La métaphore du jardin

Pour penser l’architecture différemment, rien de tel que la métaphore du jardin. Dans un jardin, on ne contrôle pas tout. On ne peut pas forcer une plante à pousser plus vite. Mais on peut créer les conditions : bonne terre, lumière, eau, diversité. On peut observer, ajuster, apprendre des cycles.

Un système technologique est comme un écosystème. Il évolue, il interagit, il produit des effets inattendus. Le rôle de l’architecte, c’est donc celui du jardinier : préparer le terrain, choisir les bonnes graines, accompagner la croissance, réguler les déséquilibres. Ce n’est pas un rôle autoritaire, je pense que c’est un rôle organique.

Cette posture change tout. Elle invite à l’écoute, à l’adaptation, à la patience. Elle pousse à concevoir des architectures vivantes, qui ne cherchent pas la perfection statique mais la résilience dynamique. Elle replace l’humain au centre, non pas comme exécutant mais comme co-créateur du système.

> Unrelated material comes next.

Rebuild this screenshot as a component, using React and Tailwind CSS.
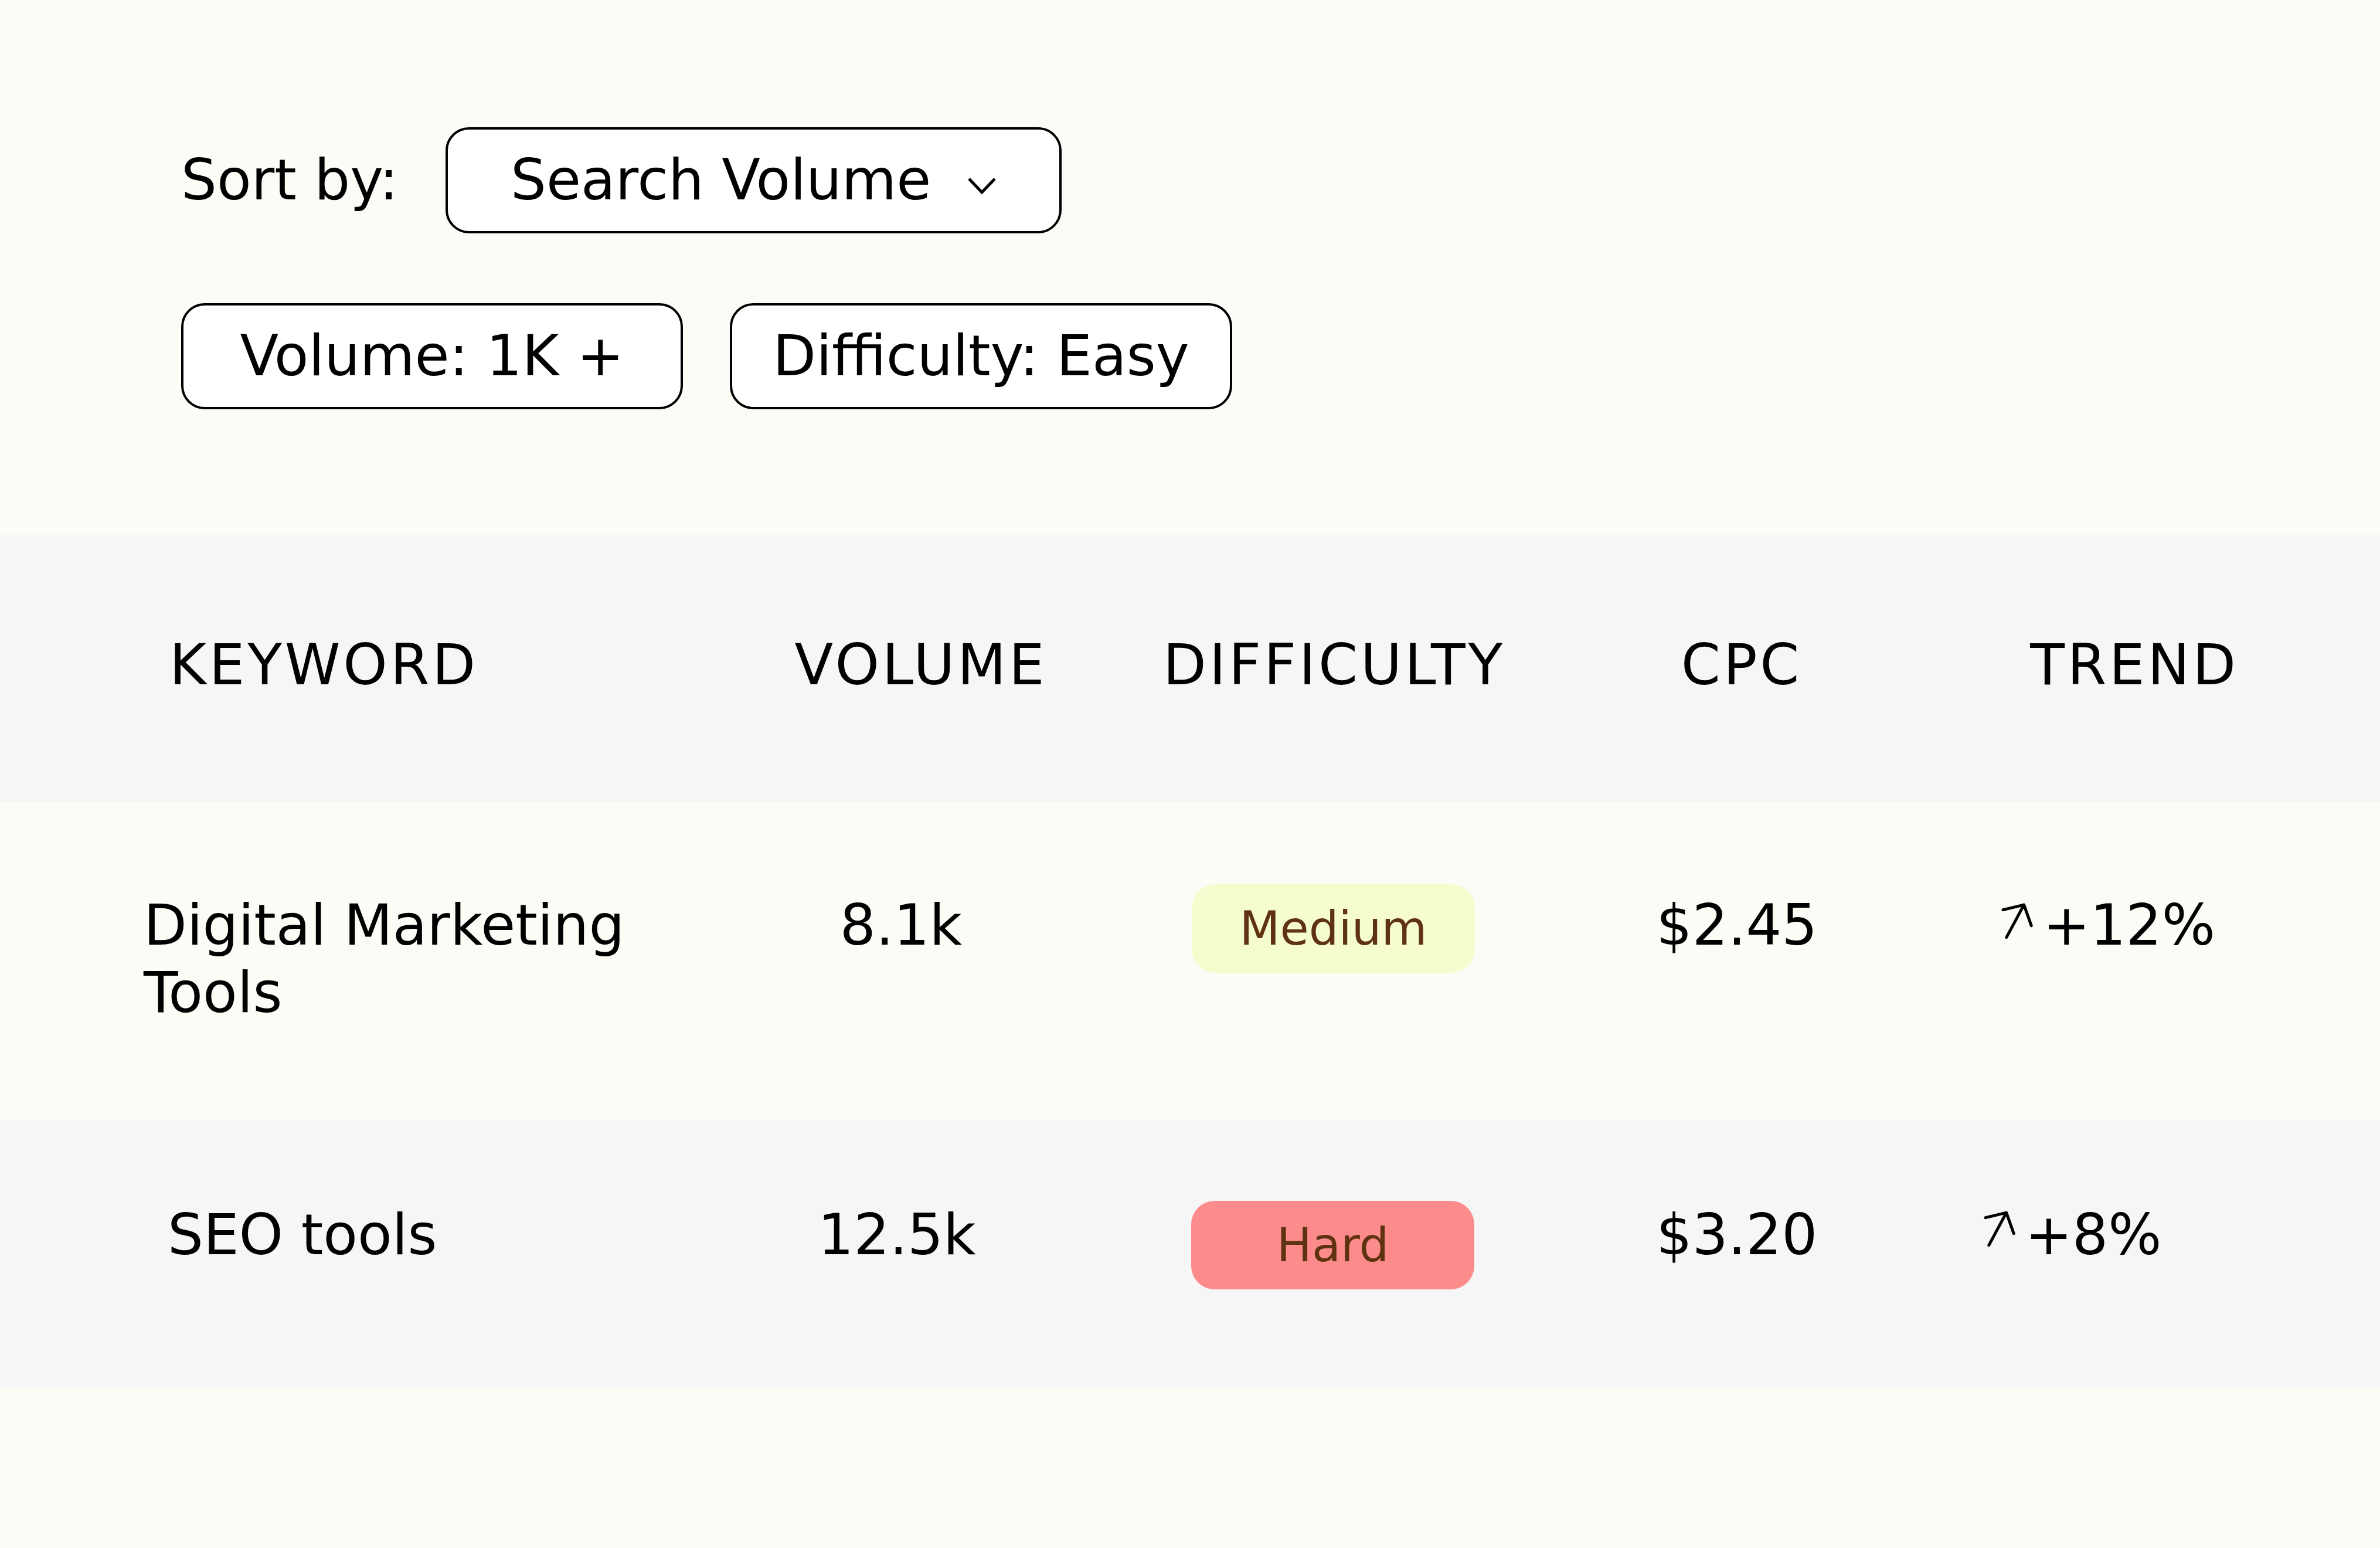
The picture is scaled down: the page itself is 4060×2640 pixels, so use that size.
import React from "react";

// keyword table with sort + filter controls

function Chevron() {
  return (
    <svg width="50" height="32" viewBox="0 0 50 32" fill="none" className="ml-[62px] mt-[18px] shrink-0">
      <path d="M3 4 25 27 47 4" stroke="#000" strokeWidth="5" />
    </svg>
  );
}

function TrendArrow({ className }) {
  return (
    <svg width="56" height="66" viewBox="0 0 56 66" fill="none" className={className}>
      <path
        d="M9.8 60.6 39.6 5.1M4 13.6 39.6 5.1 52.2 40.7"
        stroke="#000"
        strokeWidth="5"
        strokeLinecap="round"
        strokeLinejoin="round"
      />
    </svg>
  );
}

export default function App() {
  return (
    <div className="min-h-screen bg-[#fcfcf7] font-['DejaVu_Sans',sans-serif] text-[96px] leading-[115px] text-black">
      {/* Sort + filters */}
      <div className="pl-[309px] pt-[217px]">
        <div className="flex items-center">
          <span className="w-[451px] shrink-0">Sort by:</span>
          <button className="flex h-[181px] w-[1051px] items-center rounded-[40px] border-4 border-black bg-white pl-[107px]">
            <span>Search Volume</span>
            <Chevron />
          </button>
        </div>
        <div className="mt-[119px] flex gap-[80px]">
          <button className="flex h-[181px] w-[856px] items-center justify-center rounded-[40px] border-4 border-black bg-white">
            Volume: 1K +
          </button>
          <button className="flex h-[181px] w-[857px] items-center justify-center rounded-[40px] border-4 border-black bg-white">
            Difficulty: Easy
          </button>
        </div>
      </div>

      {/* Table */}
      <div className="mt-[214px]">
        {/* Header */}
        <div className="flex h-[456px] items-start bg-[#f6f6f7] pt-[165px] tracking-wider">
          <div className="w-[1321px] shrink-0 pl-[289px]">KEYWORD</div>
          <div className="w-[500px] shrink-0 text-center">VOLUME</div>
          <div className="ml-[145px] w-[620px] shrink-0 text-center">DIFFICULTY</div>
          <div className="ml-[185px] w-[400px] shrink-0 text-center">CPC</div>
          <div className="ml-[270px] w-[400px] shrink-0 text-center">TREND</div>
        </div>

        {/* Row 1 */}
        <div className="flex h-[543px] items-start">
          <div className="w-[1321px] shrink-0 pl-[245px] pt-[153px]">
            <div className="w-[1000px]">Digital Marketing Tools</div>
          </div>
          <div className="ml-[16px] w-[400px] shrink-0 pt-[153px] text-center">8.1k</div>
          <div className="ml-[296px] mt-[140px] flex h-[151px] w-[483px] shrink-0 items-center justify-center rounded-[40px] bg-[#f5fccd] text-[80px] leading-none text-[#5f3311]">
            Medium
          </div>
          <div className="ml-[247px] w-[400px] shrink-0 pt-[153px] text-center">$2.45</div>
          <div className="ml-[233px] flex w-[400px] shrink-0 items-start justify-center gap-[16px] pt-[153px]">
            <TrendArrow className="mt-[17px] shrink-0" />
            <span>+12%</span>
          </div>
        </div>

        {/* Row 2 */}
        <div className="flex h-[457px] items-start bg-[#f6f6f7]">
          <div className="w-[1321px] shrink-0 pl-[286px] pt-[138px]">SEO tools</div>
          <div className="ml-[9px] w-[400px] shrink-0 pt-[138px] text-center">12.5k</div>
          <div className="ml-[302px] mt-[137px] flex h-[151px] w-[483px] shrink-0 items-center justify-center rounded-[40px] bg-[#fc8c8b] text-[80px] leading-none text-[#5f3311]">
            Hard
          </div>
          <div className="ml-[248px] w-[400px] shrink-0 pt-[138px] text-center">$3.20</div>
          <div className="ml-[172px] flex w-[400px] shrink-0 items-start justify-center gap-[16px] pt-[138px]">
            <TrendArrow className="mt-[14px] shrink-0" />
            <span>+8%</span>
          </div>
        </div>
      </div>
    </div>
  );
}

Cultiver les conditions du “et”

Et c’est là que tout se rejoint. Car le cœur de l’architecture, ce n’est pas le code. Ce n’est pas les structures. C’est le “et”. C’est la capacité à relier, à intégrer, à faire coexister. C’est le travail d’alliance, d’interaction, d’hybridation.

Dans un monde fragmenté, l’architecte est celui qui cultive les connexions. Qui voit les liens invisibles. Qui comprend que tout est interdépendant. Et qui agit non pas pour tout contrôler mais pour faire émerger de nouveaux possibles. Ce n’est pas une science exacte. C’est un art subtil. Celui de la relation.

En conclusion

L’architecture des systèmes, aujourd’hui, n’est plus seulement une affaire de structure ou de technologie. C’est une forme d’intelligence collective. Un langage pour comprendre les relations, les dynamiques, les blocages, les potentiels. C’est la capacité à voir le visible… et l’invisible. À cartographier le “et”.

Nous avons trop longtemps conçu nos systèmes comme des machines à optimiser, au lieu de les voir comme des écosystèmes à faire grandir. Trop souvent, nous avons cherché la performance locale, en oubliant l’impact global. Nous avons changé d’outils, sans changer de paradigme. Nous avons découpé notre code, sans découpler notre pensée.

Mais tout cela peut changer. Car ce changement ne dépend pas d’une technologie miracle, ni d’un budget faramineux. Il dépend de notre regard. De notre capacité à penser ensemble, à ressentir ensemble, à concevoir des systèmes qui soutiennent la vie au lieu de l’épuiser.

Alors oui, devenir architecte aujourd’hui, c’est accepter un certain inconfort. C’est entrer dans une complexité qui ne se laisse pas dominer. C’est porter des questions que peu osent poser. Mais c’est aussi participer à quelque chose de profondément humain : construire des relations, éclairer des chemins, révéler du sens.

Et si, demain nous osions repenser nos organisations comme des jardins? Et si l’architecture redevenait ce qu’elle a toujours été, au fond: une manière d’habiter le monde avec intelligence, avec éthique, avec amour du vivant?